### What the task asks
Gather each line containing the string "React" from these entries.

### Given records

============================================================

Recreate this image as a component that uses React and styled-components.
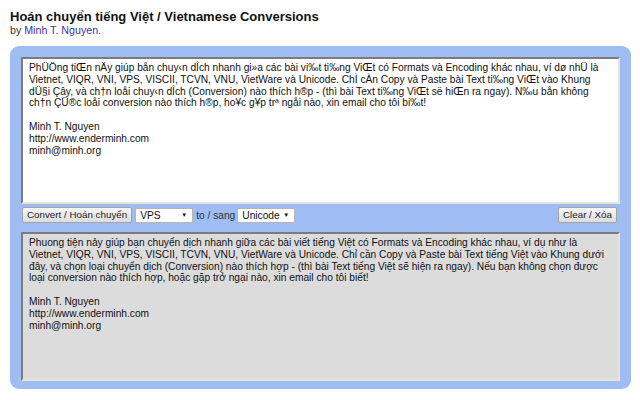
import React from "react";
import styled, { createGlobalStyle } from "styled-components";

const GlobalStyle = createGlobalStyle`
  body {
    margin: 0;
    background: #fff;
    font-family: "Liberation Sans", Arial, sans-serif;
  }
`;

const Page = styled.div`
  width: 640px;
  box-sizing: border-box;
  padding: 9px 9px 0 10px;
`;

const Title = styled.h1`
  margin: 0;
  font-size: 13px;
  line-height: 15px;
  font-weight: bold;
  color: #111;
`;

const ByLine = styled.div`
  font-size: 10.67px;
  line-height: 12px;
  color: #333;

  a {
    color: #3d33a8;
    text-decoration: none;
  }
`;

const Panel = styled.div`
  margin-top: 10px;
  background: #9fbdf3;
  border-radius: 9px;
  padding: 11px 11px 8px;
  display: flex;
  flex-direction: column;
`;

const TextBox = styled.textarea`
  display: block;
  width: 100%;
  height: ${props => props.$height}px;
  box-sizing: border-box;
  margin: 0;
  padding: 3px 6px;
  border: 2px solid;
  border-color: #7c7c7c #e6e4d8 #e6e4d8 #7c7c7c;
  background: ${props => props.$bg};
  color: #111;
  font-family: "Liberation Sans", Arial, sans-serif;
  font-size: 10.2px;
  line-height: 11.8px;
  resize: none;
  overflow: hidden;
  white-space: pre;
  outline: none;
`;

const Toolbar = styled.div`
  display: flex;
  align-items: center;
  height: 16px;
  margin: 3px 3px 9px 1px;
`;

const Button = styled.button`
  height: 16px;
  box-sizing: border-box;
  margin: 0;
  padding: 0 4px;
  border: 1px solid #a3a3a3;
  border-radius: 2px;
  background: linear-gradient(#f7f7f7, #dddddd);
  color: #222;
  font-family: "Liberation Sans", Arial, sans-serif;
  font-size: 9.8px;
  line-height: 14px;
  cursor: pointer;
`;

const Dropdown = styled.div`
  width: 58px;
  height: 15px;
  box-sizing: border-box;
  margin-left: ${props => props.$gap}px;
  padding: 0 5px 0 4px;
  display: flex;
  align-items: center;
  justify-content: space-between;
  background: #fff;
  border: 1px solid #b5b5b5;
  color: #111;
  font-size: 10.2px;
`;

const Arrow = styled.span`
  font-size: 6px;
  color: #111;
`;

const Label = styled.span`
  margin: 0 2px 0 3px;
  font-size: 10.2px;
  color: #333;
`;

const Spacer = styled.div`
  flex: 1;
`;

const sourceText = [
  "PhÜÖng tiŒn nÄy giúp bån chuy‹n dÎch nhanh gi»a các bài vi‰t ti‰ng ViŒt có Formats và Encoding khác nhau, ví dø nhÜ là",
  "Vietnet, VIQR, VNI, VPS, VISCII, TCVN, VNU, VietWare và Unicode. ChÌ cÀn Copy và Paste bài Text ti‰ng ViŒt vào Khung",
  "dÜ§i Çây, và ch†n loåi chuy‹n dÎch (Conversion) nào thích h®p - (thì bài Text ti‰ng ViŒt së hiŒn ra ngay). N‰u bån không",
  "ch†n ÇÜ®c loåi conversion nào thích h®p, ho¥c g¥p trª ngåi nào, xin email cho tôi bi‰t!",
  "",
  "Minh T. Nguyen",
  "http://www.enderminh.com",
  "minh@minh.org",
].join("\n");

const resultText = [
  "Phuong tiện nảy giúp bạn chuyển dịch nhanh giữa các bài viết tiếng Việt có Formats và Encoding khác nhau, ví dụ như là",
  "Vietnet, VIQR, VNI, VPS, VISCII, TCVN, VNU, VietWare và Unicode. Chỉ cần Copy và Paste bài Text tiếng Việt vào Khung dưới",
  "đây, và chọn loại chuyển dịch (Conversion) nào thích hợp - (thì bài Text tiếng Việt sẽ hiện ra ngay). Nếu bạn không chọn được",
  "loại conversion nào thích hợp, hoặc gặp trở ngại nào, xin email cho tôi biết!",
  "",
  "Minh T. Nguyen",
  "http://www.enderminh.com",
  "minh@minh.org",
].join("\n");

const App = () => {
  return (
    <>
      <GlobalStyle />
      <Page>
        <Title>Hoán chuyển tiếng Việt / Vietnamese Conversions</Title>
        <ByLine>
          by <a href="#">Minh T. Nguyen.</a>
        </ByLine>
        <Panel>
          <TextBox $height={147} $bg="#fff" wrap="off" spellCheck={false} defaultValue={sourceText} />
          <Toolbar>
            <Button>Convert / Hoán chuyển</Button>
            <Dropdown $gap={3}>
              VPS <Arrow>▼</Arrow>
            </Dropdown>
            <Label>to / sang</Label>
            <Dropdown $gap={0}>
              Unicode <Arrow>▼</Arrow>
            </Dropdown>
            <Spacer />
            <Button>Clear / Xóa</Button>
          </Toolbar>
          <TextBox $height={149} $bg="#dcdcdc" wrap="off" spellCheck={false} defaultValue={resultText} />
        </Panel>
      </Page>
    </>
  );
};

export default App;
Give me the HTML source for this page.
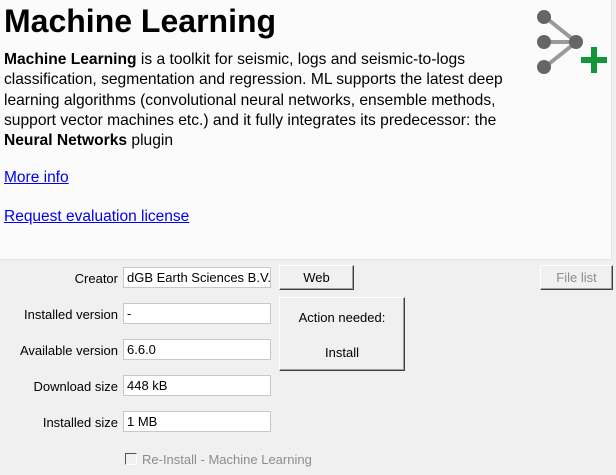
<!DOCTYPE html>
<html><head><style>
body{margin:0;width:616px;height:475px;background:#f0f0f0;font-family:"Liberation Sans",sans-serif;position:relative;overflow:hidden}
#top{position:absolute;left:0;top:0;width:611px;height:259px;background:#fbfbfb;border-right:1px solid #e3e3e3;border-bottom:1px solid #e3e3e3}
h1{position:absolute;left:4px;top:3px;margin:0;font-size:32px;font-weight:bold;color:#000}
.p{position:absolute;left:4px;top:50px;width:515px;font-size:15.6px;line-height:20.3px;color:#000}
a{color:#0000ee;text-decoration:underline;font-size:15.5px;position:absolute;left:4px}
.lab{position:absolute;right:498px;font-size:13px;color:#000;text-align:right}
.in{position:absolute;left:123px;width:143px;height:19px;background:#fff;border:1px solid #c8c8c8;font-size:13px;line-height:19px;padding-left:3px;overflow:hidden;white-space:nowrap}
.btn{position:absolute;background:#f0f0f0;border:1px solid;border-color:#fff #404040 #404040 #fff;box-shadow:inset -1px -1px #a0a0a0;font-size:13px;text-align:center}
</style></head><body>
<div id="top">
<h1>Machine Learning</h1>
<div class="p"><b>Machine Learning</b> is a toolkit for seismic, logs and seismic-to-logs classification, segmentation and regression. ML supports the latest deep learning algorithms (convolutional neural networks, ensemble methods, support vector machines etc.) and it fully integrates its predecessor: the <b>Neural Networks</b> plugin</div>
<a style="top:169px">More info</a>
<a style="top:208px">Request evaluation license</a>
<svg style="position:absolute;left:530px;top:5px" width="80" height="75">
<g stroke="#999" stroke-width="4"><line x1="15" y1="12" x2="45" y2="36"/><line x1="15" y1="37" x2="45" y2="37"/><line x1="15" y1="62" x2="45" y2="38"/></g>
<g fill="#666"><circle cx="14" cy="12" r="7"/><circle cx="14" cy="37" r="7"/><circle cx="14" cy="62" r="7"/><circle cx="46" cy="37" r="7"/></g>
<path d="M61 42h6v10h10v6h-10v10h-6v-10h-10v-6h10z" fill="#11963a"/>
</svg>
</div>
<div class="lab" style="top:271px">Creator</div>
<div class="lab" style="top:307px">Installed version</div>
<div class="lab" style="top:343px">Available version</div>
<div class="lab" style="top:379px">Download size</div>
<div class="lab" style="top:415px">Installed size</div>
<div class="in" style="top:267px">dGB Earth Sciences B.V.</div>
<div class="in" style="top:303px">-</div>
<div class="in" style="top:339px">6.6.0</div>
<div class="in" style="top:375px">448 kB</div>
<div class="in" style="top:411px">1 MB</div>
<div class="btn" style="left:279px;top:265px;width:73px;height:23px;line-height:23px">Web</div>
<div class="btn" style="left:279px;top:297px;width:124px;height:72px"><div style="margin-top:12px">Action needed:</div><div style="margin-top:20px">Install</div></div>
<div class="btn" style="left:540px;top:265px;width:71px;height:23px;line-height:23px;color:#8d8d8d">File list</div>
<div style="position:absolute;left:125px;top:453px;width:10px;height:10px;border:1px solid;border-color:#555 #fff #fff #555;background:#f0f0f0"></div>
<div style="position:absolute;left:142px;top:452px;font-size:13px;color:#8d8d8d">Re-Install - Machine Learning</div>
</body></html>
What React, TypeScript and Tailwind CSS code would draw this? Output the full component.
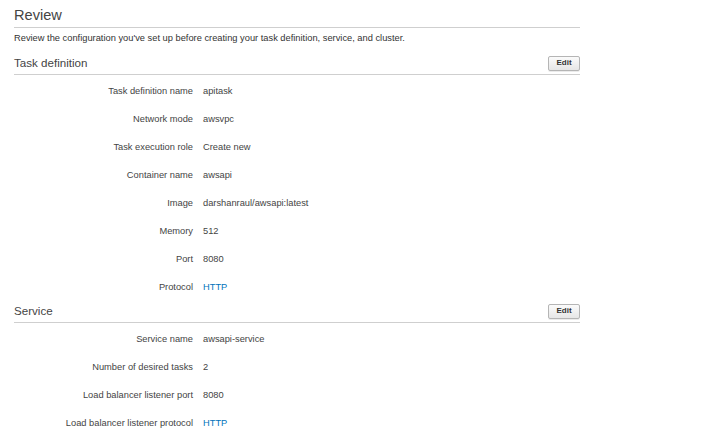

============================================================

### Exercise solution
Recreate this image as a component that uses React and styled-components.
import React from "react";
What React, TypeScript and Tailwind CSS code would draw this? Output the full component.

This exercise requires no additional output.